I pointed out various buildings--all of them now probably defunct-- while the sun beat down on us crudely. It was as if the world was taking a liking to the solitude, this newfound sense of tranquility, and was trying to snuff out survivors.

“And here’s the old pharmacy. I was there just a week ago, but I’m going to call everything ‘old’ now. I hope that’s okay. I don’t think they’ll ever come back.”

“Who? The people who worked there?”

“Everyone. I don’t think we’ll ever escape this. Another bomb will probably drop, and

next time we won’t get so lucky. I think it’s just a matter of time. Look--even the birds are dying.”

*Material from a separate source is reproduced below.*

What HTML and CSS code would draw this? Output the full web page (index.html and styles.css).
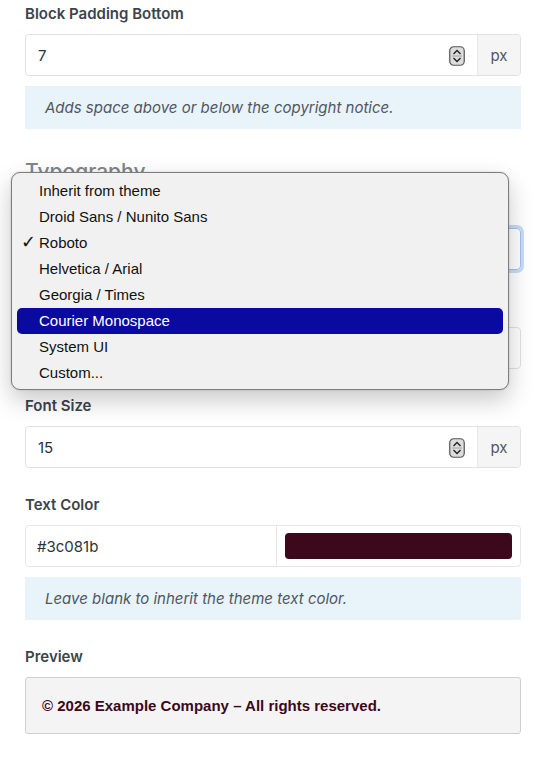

There, about a foot ahead, a pigeon lay twisted into a pretzel shape, wings mangled in pain. Its whole body was twitching, either clinging to life or fitfully letting it go, and I couldn’t stop thinking: HARBINGER. This was a harbinger for us, and a morbid one at that.

“Gross. Put it out of its misery.”

“I can’t.”

“Then I’ll do it myself.”

In one swift motion, Zorah brought his foot down on the poisoned bird’s skull. A sickening squelch followed by a wispy caw came from underneath his heel. He kicked it to the side and moved on.

 The heat was stratifying, unbearable at this point. We’d been trekking for less than an hour but I was starting to slur my words like a drunkard. My brain felt like a wad of used chewing gum. But if I died like this, I supposed, I guess I would be happy. Unlike that masticated bird, Zorah and I would perish with purpose; we wouldn’t fall victim to the unchecked violence of the infallible human mind. Instead, the elements would take us out--heat, snow, wind--something that’s claimed the souls of thousands before us. If we walked into the field, perhaps we’d die like cavemen, dripping down into waxen nubs like human candelabras. We’d turn to a congealed mess of boiled guts on the grass, and disintegrate into the soil. If we survived until winter, we’d become frozen statues, our faces and bodies immortalized by a thick layer of ice.

We’d be a reminder of what roamed the earth before the DY-CON bombing.